O ambiente controlado não é favorável a um Presidente como Marcelo Rebelo de Sousa. A curta passagem por Nova Deli é prova disso.
Estava um tempo perfeito, nem demasiado quente nem demasiado calor, o céu mais azul do que a poluição severa da capital indiana fazia prever, sol a iluminar a parada militar e honras de Estado no Rashtrapati Bhavan, a casa do Presidente.
A apertada segurança indiana impedia quebras do protocolo, mas também não havia por perto a quem dar abraços ou com quem tirar “selfies” numa cidade com milhões de habitantes, quase todos para lá dos portões com guardas armados até aos dentes.
Colorido só mesmo o da Índia, porque tudo o resto foram salas fechadas, reuniões, almoços, audiências, jantares. Um de cada, já agora, que 24 horas em Deli não dão para mais.
A exceção foi a inauguração de uma obra da portuguesa Joana Vasconcelos no Museu Nacional da Índia: Chá-Chai, nome da exposição que une Portugal e Índia, embora a peça não tenha sido criada a pensar no chá que os portugueses introduziram em Inglaterra e daí para o mundo.
Foi uma escala do bule da Alice no País das Maravilhas (quando Alice come um bolinho e encolhe) feito para o “Portugal dos pequenitos”. Mas, enfim, chegou a Nova Deli, empreitada patrocinada por uma empresa indiana, um bule em ferro forjado, onde se pode entrar e tomar um chá das cinco, sentados nos bancos que a cultura indiana enfeitou de flores muito amarelas e de outras cores. São pontes entre duas culturas e a cultura também pode ser “ponte para negócios”, acredita a autora.
Nem só de política vivem os encontros ao mais alto nível, diz o Presidente português que, na primeira vez de sempre” na Índia, gastou quase todo o tempo em Nova Deli a falar de “concretização” de acordos, da “concretização” de projetos.
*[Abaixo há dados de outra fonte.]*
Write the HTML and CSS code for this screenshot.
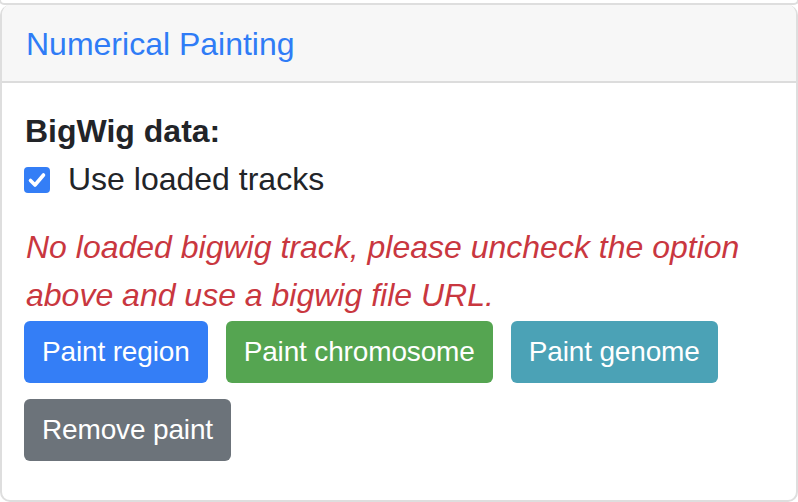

Mais concretamente, a cada passo, Marcelo repetiu o mesmo exemplo, a assinatura de um contrato da Águas de Portugal para construir equipamentos de saneamento em Goa, que será um dos últimos pontos da agenda oficial. E repetiu todas as vezes que a expectativa é que se multiplique. Expectativa. Nada de muito concreto, portanto.
Sem declarações depois do demorado encontro com Narendra Modi, o primeiro-ministro indiano, onde só houve “imagens para o boneco”, à noite a comitiva regressou ao palácio presidencial e para voltar a ouvir falar de entendimentos. Foram 14 ao todo, entre memorandos e acordos, em áreas que vão das políticas sociais.
Mas um deixou o presidente indiano particularmente agradado: a hipótese de todas as escolas portuguesas passarem a contar nos seus currículos com aulas de yoga. Ram Nath Kovind até sabia que já há 10 mil alunos com aulas de yoga em Portugal. E deixou um “boa tarde” e um elogio rasgado à gestão de Marcelo da “robusta democracia portuguesa”. O chefe de Estado português preferiu falar sobre a calorosa receção e de como se sente “profundamente emocionado”.
Mais uma vez, não houve direito a perguntas.
Na “primeira vez de sempre” de Marcelo Rebelo de Sousa na Índia, a terceira de um Presidente português, não houve para já nem sinais das viagens cheias de folclore, multidões e até passeios de elefante. Nem sequer uma visita ao Taj Mahal, símbolo máximo da cultura indiana.
Não é disso que tratam as viagens presidenciais destes tempos onde todo o deslize pode tornar-se viral e ninguém arrisca um movimento em falso que possa ser levado à fogueira das redes sociais. “Namasté!”